In 2017, I set a strict rule for myself: as long as my assets doubled, I had to sell 10%. The benefit of this approach is that it allows you to truly lock in profits and avoid missing out on subsequent opportunities due to panic. Thanks to this rule, I cashed out over 4 million yuan near the historical high, which later became the down payment for my house.
In a bear market, the approach is completely opposite. I set a rule: regardless of the situation, I must invest in Bitcoin on the 15th of every month, without looking at price movements. The beauty of dollar-cost averaging is that it helps you bypass emotional hurdles. When the market is in panic, you can buy chips at very low prices.
Data shows that even if you started dollar-cost averaging after Bitcoin hit its all-time high in November 2021 and continued to this day, your account would already be in profit. What does this mean? It proves that as long as you don't go all-in at an absolute high, dollar-cost averaging can save you.
**Second Rule: Always prioritize risk awareness**
The deepest lesson over these years is: don't put all your eggs in one basket. I learned this the hard way—if a certain coin suddenly crashes, it can wipe out millions of your account value instantly.
My subsequent strategy is this: keep core holdings in large-cap assets like Bitcoin and Ethereum, with a proportion set at 60% to 70% of total assets. The remaining 30% is for trying out new projects. Even if they fail, your principal won't be lost too much. Another key point is to always keep 10% of your funds in cold storage, not touching the market, just as an emergency reserve.
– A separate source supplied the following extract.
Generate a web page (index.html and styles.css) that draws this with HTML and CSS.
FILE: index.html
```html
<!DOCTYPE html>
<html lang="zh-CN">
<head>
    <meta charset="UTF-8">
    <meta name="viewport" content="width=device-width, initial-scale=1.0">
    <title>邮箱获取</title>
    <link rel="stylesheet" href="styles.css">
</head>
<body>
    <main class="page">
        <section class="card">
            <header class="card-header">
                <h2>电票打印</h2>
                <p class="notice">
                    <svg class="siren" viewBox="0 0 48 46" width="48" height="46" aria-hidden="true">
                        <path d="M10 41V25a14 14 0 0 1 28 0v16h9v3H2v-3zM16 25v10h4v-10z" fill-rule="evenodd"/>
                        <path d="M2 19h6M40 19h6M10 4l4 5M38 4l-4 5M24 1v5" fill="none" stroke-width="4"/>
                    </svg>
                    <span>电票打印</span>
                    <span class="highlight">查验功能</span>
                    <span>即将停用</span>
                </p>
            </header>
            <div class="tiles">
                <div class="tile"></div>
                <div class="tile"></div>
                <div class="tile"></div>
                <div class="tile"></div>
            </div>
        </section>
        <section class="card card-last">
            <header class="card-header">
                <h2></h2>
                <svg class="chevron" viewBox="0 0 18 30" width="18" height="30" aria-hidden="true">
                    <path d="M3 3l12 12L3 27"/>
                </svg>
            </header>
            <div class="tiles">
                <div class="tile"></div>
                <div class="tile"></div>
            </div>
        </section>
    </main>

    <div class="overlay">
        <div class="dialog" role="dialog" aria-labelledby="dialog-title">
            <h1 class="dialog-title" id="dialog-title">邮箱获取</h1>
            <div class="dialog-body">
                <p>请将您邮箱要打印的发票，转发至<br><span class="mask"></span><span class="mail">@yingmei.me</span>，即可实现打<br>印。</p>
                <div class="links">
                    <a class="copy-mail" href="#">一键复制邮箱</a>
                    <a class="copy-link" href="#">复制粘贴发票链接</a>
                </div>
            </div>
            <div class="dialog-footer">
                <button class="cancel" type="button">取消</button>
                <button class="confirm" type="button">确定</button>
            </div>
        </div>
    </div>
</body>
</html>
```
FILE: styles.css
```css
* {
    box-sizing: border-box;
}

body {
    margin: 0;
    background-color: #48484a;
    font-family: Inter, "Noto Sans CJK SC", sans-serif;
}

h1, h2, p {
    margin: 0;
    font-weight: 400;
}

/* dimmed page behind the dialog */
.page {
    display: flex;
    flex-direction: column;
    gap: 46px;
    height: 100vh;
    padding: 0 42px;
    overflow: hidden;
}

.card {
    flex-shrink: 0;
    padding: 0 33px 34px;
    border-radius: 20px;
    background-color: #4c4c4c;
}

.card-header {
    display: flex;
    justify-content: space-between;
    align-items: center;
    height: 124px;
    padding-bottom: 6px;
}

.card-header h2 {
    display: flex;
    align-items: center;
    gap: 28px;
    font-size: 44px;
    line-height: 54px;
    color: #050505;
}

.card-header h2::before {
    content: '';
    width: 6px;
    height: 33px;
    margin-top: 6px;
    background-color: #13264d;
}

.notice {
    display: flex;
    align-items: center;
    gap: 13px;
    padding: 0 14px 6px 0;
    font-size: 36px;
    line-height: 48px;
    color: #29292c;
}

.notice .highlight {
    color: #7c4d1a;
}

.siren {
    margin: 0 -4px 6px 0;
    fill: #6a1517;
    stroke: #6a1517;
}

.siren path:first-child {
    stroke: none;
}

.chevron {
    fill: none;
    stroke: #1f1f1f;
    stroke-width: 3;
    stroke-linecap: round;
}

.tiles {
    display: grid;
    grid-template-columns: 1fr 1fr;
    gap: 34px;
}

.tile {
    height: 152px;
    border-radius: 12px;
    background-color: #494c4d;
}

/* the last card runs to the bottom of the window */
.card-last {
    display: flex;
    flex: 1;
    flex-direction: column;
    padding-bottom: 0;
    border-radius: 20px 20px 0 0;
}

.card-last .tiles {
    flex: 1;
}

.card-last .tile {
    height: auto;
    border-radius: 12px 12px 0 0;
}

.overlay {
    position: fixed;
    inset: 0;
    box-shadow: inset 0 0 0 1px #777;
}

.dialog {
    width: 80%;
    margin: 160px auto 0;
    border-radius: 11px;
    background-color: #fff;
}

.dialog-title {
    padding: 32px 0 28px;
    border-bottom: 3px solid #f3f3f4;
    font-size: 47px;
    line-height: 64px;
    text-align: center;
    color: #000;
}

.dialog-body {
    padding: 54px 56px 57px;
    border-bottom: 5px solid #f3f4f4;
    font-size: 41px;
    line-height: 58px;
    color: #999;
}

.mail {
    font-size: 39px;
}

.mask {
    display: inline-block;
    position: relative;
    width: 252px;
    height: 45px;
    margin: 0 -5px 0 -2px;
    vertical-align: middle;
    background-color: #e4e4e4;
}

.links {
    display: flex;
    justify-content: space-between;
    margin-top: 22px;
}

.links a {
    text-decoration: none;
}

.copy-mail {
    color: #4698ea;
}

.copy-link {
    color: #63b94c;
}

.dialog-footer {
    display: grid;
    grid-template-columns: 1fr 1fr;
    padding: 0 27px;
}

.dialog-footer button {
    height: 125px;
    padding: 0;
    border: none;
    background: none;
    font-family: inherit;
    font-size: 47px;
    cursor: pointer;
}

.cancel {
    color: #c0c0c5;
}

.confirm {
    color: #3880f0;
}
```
**Third Rule: Regular review, don't let emotions dictate decisions**
Every quarter, I review my account data—see how each asset is performing and whether my portfolio structure still makes sense. This habit has saved me several times—many times, it was because of timely adjustments that I avoided further pitfalls.
For example, if I buy a coin that keeps falling for three months without rebound, I consider switching to a different project. Not because I can predict the market, but because regular review forces me to stay rational and not be driven by short-term emotional swings.
These ten years of experience tell me that in crypto markets, those who make money are often not the most technically skilled but the most emotionally stable. The method isn't complicated—stick to discipline, control risks, and review regularly. Doing simple things repeatedly can lead to different results.